冬の物語であるせいか、冬ならではの冷たくもあたたかい空気感があります。寂しさを抱えて冬の寒空の下、彷徨う孤独が切ない。ただ誰かの側にいたいために漂い、それをすくいあげる手が差し伸べられる。張り詰めたような寒さの中で、優しさが灯火のように輝く瞬間が美しいと思います。全てが曖昧で溶けそうな雪のように感じられました。

2017/04/26

NAO

【月を愛でる読書会】『少年アリス』と同じぐらい好きな長野まゆみのファンタジー。

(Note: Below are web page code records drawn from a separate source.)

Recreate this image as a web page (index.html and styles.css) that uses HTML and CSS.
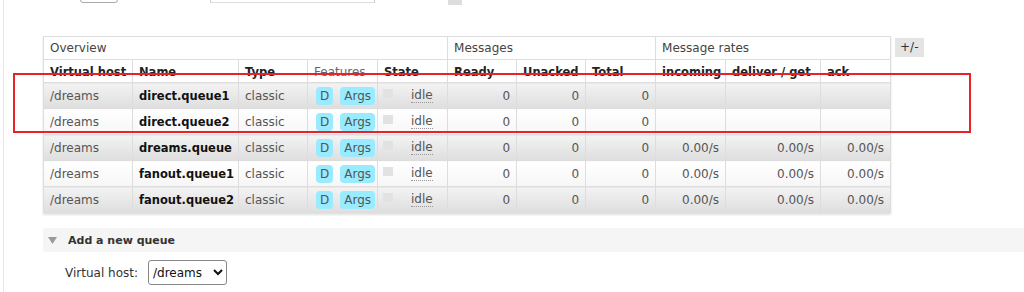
FILE: index.html
```html
<!DOCTYPE html>
<html lang="en">
<head>
    <meta charset="UTF-8">
    <title>Queues</title>
    <link rel="stylesheet" href="styles.css">
</head>
<body>
    <div class="main">
        <div class="pager">
            <select class="page-select"><option>1</option></select>
            <input class="filter-input" type="text">
            <span class="regex">Regex</span>
            <span class="help"></span>
        </div>

        <div class="list-wrap">
            <table class="list">
                <colgroup>
                    <col style="width:89px"><col style="width:106px"><col style="width:69px">
                    <col style="width:70px"><col style="width:70px"><col style="width:69px">
                    <col style="width:69px"><col style="width:70px"><col style="width:70px">
                    <col style="width:95px"><col style="width:70px">
                </colgroup>
                <thead>
                    <tr class="group">
                        <th colspan="5">Overview</th>
                        <th colspan="3">Messages</th>
                        <th colspan="3">Message rates</th>
                    </tr>
                    <tr class="cols">
                        <th>Virtual host</th>
                        <th>Name</th>
                        <th>Type</th>
                        <th class="plain">Features</th>
                        <th>State</th>
                        <th>Ready</th>
                        <th>Unacked</th>
                        <th>Total</th>
                        <th>incoming</th>
                        <th>deliver / get</th>
                        <th>ack</th>
                    </tr>
                </thead>
                <tbody>
                    <tr class="alt1">
                        <td>/dreams</td>
                        <td class="name">direct.queue1</td>
                        <td>classic</td>
                        <td><span class="tag">D</span><span class="tag">Args</span></td>
                        <td><span class="state"><span class="dot"></span><abbr>idle</abbr></span></td>
                        <td class="r">0</td><td class="r">0</td><td class="r">0</td>
                        <td></td><td></td><td></td>
                    </tr>
                    <tr class="alt2">
                        <td>/dreams</td>
                        <td class="name">direct.queue2</td>
                        <td>classic</td>
                        <td><span class="tag">D</span><span class="tag">Args</span></td>
                        <td><span class="state"><span class="dot"></span><abbr>idle</abbr></span></td>
                        <td class="r">0</td><td class="r">0</td><td class="r">0</td>
                        <td></td><td></td><td></td>
                    </tr>
                    <tr class="alt1">
                        <td>/dreams</td>
                        <td class="name">dreams.queue</td>
                        <td>classic</td>
                        <td><span class="tag">D</span><span class="tag">Args</span></td>
                        <td><span class="state"><span class="dot"></span><abbr>idle</abbr></span></td>
                        <td class="r">0</td><td class="r">0</td><td class="r">0</td>
                        <td class="r">0.00/s</td><td class="r">0.00/s</td><td class="r">0.00/s</td>
                    </tr>
                    <tr class="alt2">
                        <td>/dreams</td>
                        <td class="name">fanout.queue1</td>
                        <td>classic</td>
                        <td><span class="tag">D</span><span class="tag">Args</span></td>
                        <td><span class="state"><span class="dot"></span><abbr>idle</abbr></span></td>
                        <td class="r">0</td><td class="r">0</td><td class="r">0</td>
                        <td class="r">0.00/s</td><td class="r">0.00/s</td><td class="r">0.00/s</td>
                    </tr>
                    <tr class="alt1">
                        <td>/dreams</td>
                        <td class="name">fanout.queue2</td>
                        <td>classic</td>
                        <td><span class="tag">D</span><span class="tag">Args</span></td>
                        <td><span class="state"><span class="dot"></span><abbr>idle</abbr></span></td>
                        <td class="r">0</td><td class="r">0</td><td class="r">0</td>
                        <td class="r">0.00/s</td><td class="r">0.00/s</td><td class="r">0.00/s</td>
                    </tr>
                </tbody>
            </table>
            <span class="toggle">+/-</span>
        </div>

        <div class="section-head">
            <svg width="9" height="7" viewBox="0 0 9 7"><polygon points="0,0 9,0 4.5,7" fill="#9a9a9a"/></svg>
            Add a new queue
        </div>

        <div class="form-row">
            <label>Virtual host:</label>
            <select class="vhost"><option>/dreams</option></select>
        </div>
        <div class="form-row">
            <label></label>
            <select class="vhost"><option>Classic</option></select>
        </div>
    </div>

    <div class="highlight"></div>
</body>
</html>
```

FILE: styles.css
```css
body {
    margin: 0;
    background: #fff;
    font-family: 'DejaVu Sans', Verdana, sans-serif;
    font-size: 12px;
    color: #444;
    overflow: hidden;
}
.main {
    margin-left: 3px;
    border-left: 1px solid #e6e6e6;
    padding-left: 39px;
    min-height: 292px;
}

/* pager, mostly scrolled out of view */
.pager {
    display: flex;
    align-items: flex-end;
    height: 24px;
    margin-top: -21px;
}
.page-select {
    margin-left: 37px;
    width: 38px;
    height: 24px;
    border: 1px solid #aaa;
    border-radius: 3px;
    background: #fff;
}
.filter-input {
    margin-left: 92px;
    width: 165px;
    height: 22px;
    box-sizing: border-box;
    border: 1px solid #ccc;
    border-bottom-color: #ddd;
    padding: 0;
}
.regex {
    margin-left: 28px;
    line-height: 14px;
    margin-bottom: 6px;
    color: #222;
}
.help {
    margin-left: 8px;
    width: 14px;
    height: 18px;
    margin-bottom: -2px;
    background: #ddd;
}

/* queue list */
.list-wrap {
    display: flex;
    align-items: flex-start;
    gap: 4px;
    margin-top: 33px;
}
table.list {
    border-collapse: collapse;
    table-layout: fixed;
    width: 847px;
    box-shadow: 0 2px 2px rgba(0,0,0,0.12);
}
table.list th,
table.list td {
    border: 1px solid #ddd;
    padding: 0 6px;
    text-align: left;
    white-space: nowrap;
    overflow: hidden;
}
table.list tr.group th {
    height: 22px;
    font-weight: normal;
    color: #444;
    background: #fff;
}
table.list tr.cols th {
    height: 20px;
    padding-top: 2px;
    font-weight: bold;
    font-size: 11.5px;
    color: #222;
    background: #fff;
}
table.list tr.cols th.plain {
    font-weight: normal;
    font-size: 12px;
    color: #666;
}
table.list td {
    height: 25px;
    color: #555;
}
table.list td.name {
    font-weight: bold;
    font-size: 11.5px;
    color: #111;
}
table.list td.r {
    text-align: right;
}
tr.alt1 td {
    background: linear-gradient(#f3f3f3, #dedede);
}
tr.alt2 td {
    background: linear-gradient(#fff, #f6f6f6);
}
.tag {
    display: inline-block;
    margin-left: 2px;
    margin-right: 5px;
    padding: 2px 4px 1px;
    border-radius: 4px;
    background: #99ebff;
    color: #555;
    line-height: 15px;
}
.state {
    display: flex;
    align-items: center;
    gap: 18px;
}
.dot {
    display: inline-block;
    width: 10px;
    height: 9px;
    margin-top: -5px;
    margin-left: -1px;
    background: #e2e2e2;
}
abbr {
    text-decoration: none;
    border-bottom: 1px dotted #999;
}
.toggle {
    margin-top: 2px;
    padding: 1px 5px 2px;
    background: #e4e4e4;
    color: #333;
    font-size: 12px;
    line-height: 16px;
}

/* add queue form */
.section-head {
    display: flex;
    align-items: center;
    gap: 11px;
    margin-top: 15px;
    height: 24px;
    padding-left: 5px;
    background: #f5f5f5;
    font-weight: bold;
    font-size: 11px;
    color: #333;
}
.form-row {
    display: flex;
    align-items: center;
    margin-top: 8px;
}
.form-row label {
    width: 95px;
    padding-right: 10px;
    text-align: right;
    color: #333;
}
.vhost {
    width: 79px;
    height: 25px;
    border: 1px solid #888;
    border-radius: 3px;
    background: #fff;
    font-family: 'DejaVu Sans', Verdana, sans-serif;
    font-size: 12px;
    color: #111;
}

/* annotation drawn over the table */
.highlight {
    position: absolute;
    left: 13px;
    top: 73px;
    width: 954px;
    height: 56px;
    border: 2px solid #e8222a;
}
```
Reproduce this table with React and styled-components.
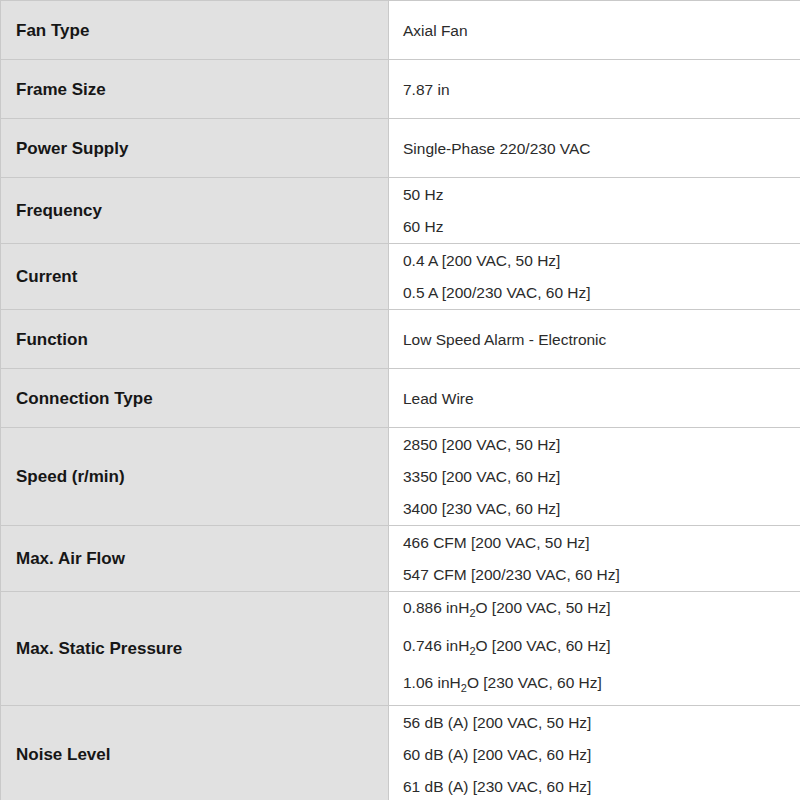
import React from 'react'
import styled, { createGlobalStyle } from 'styled-components';

const GlobalStyle = createGlobalStyle`
    body {
        margin: 0;
        background: #fff;
        font-family: "Liberation Sans", Arial, sans-serif;
    }
`;

const h2o = (v, cond) => <>{v} inH<sub>2</sub>O [{cond}]</>;

const specs = [
    { label: 'Fan Type', values: ['Axial Fan'] },
    { label: 'Frame Size', values: ['7.87 in'] },
    { label: 'Power Supply', values: ['Single-Phase 220/230 VAC'] },
    { label: 'Frequency', values: ['50 Hz', '60 Hz'] },
    { label: 'Current', values: ['0.4 A [200 VAC, 50 Hz]', '0.5 A [200/230 VAC, 60 Hz]'] },
    { label: 'Function', values: ['Low Speed Alarm - Electronic'] },
    { label: 'Connection Type', values: ['Lead Wire'] },
    { label: 'Speed (r/min)', values: ['2850 [200 VAC, 50 Hz]', '3350 [200 VAC, 60 Hz]', '3400 [230 VAC, 60 Hz]'] },
    { label: 'Max. Air Flow', values: ['466 CFM [200 VAC, 50 Hz]', '547 CFM [200/230 VAC, 60 Hz]'] },
    {
        label: 'Max. Static Pressure',
        tall: true,
        values: [
            h2o('0.886', '200 VAC, 50 Hz'),
            h2o('0.746', '200 VAC, 60 Hz'),
            h2o('1.06', '230 VAC, 60 Hz'),
        ],
    },
    { label: 'Noise Level', values: ['56 dB (A) [200 VAC, 50 Hz]', '60 dB (A) [200 VAC, 60 Hz]', '61 dB (A) [230 VAC, 60 Hz]'] },
];

const App = () => {
    return (
        <>
            <GlobalStyle />
            <SpecTable>
                {specs.map(spec => (
                    <SpecRow key={spec.label}>
                        <Label>{spec.label}</Label>
                        <ValueCell $tall={spec.tall}>
                            {spec.values.map((v, i) => (
                                <ValueLine key={i} $tall={spec.tall}>{v}</ValueLine>
                            ))}
                        </ValueCell>
                    </SpecRow>
                ))}
            </SpecTable>
        </>
    )
}

const SpecTable = styled.div`
    width: 800px;
    border-top: 1px solid #c9c9c9;
    border-left: 1px solid #c9c9c9;
    box-sizing: border-box;
`;

const SpecRow = styled.div`
    display: grid;
    grid-template-columns: 388px 1fr;
    border-bottom: 1px solid #c9c9c9;
`;

const Label = styled.div`
    display: flex;
    align-items: center;
    background: #e1e1e1;
    border-right: 1px solid #c9c9c9;
    padding: 1px 15px 0;
    font-size: 17px;
    font-weight: 700;
    color: #161616;
`;

const ValueCell = styled.div`
    display: flex;
    flex-direction: column;
    justify-content: center;
    min-height: 58px;
    padding: ${p => (p.$tall ? '0' : '1px')} 14px 0;
    box-sizing: border-box;
`;

const ValueLine = styled.div`
    font-size: 15.5px;
    color: #2b2b2b;
    line-height: ${p => (p.$tall ? '31px' : '32px')};
    padding-bottom: ${p => (p.$tall ? '6.7px' : '0')};

    sub {
        font-size: 11px;
        line-height: 0;
        vertical-align: -4px;
    }
`;

export default App
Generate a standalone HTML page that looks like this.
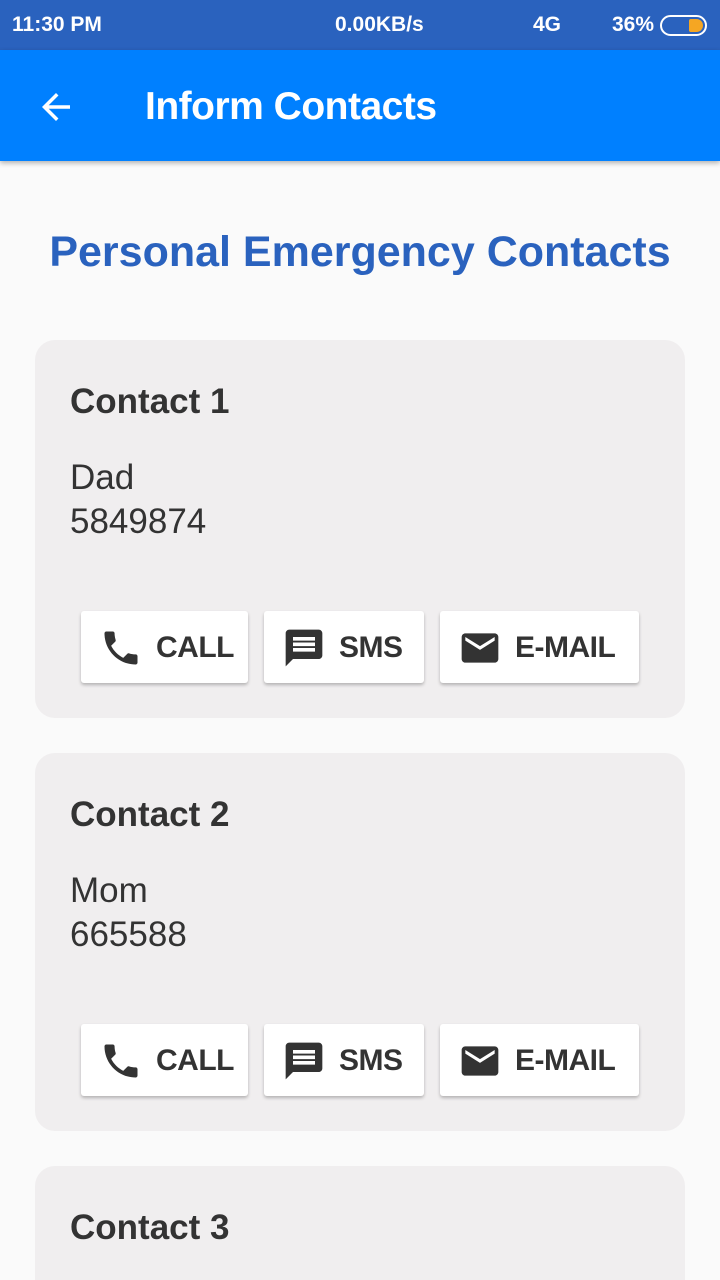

月のクレーターと同じティコという名前でパパを探しに月から来たと言う少年と、気まぐれな彼女に振り回されているジャスの出会いとふれあい。それは、寒い冬の月のように清澄でありながら、あわあわとしている。ティコ何者なのか。それらしき暗示は二つある。そのどちらでもいいし、どちらでもなくてもいい。本当に寂しかったのは、ティコなのか。それとも、ジャスなのか。だが、静かで冷え込む夜も、二人でココレットを飲めば、ほっこり温かくなるにちがいない。

2021/10/26

mii22.

もちろん架空の国の話だけどどこか懐かしさを感じる居心地の良さ。あぁ、やっぱり長野ワールドいいなぁ。私が読んだ長野作品の中で17才の少年が主人公なのは珍しく、ジャスは少し大人の男の子で変な言い方だがとても人間っぽい。それに反して人間離れした少年ティコ。二人のやりとりがなんとも言えず甘くもあり切なくもあり苦味も少し加わって不思議な風味の飲み物となり私の心をファンタジーな空間へと運んでいく。ティコの正体なんてどうでもいいよねジャス。最後はそんな気持ちにさせる愛おしい物語。

2022/04/29

さっとる◎

冬の始まりはたくさんの無彩色にいろどられて、凍てついた夜空の細い月が船みたいに見えたから。私あそこから来たんだよって言ってみる。それは大変だったね、帰りたくならないかい?ってあなたが言う。ここに来るまでいっぱい時間がかかったよ。でも帰るチケットがないし、帰らないつもりで出てきたから。そうやって思っていたけど一人の冬がこんなに冷たいなんて知らなかった。帰る場所がないってこんなに途方もない感じだなんて。帰る方法はあるの。でもあなたの隣が温かいので。帰ってくるかいって、言ってくれたから。もう少し居てもいいかな。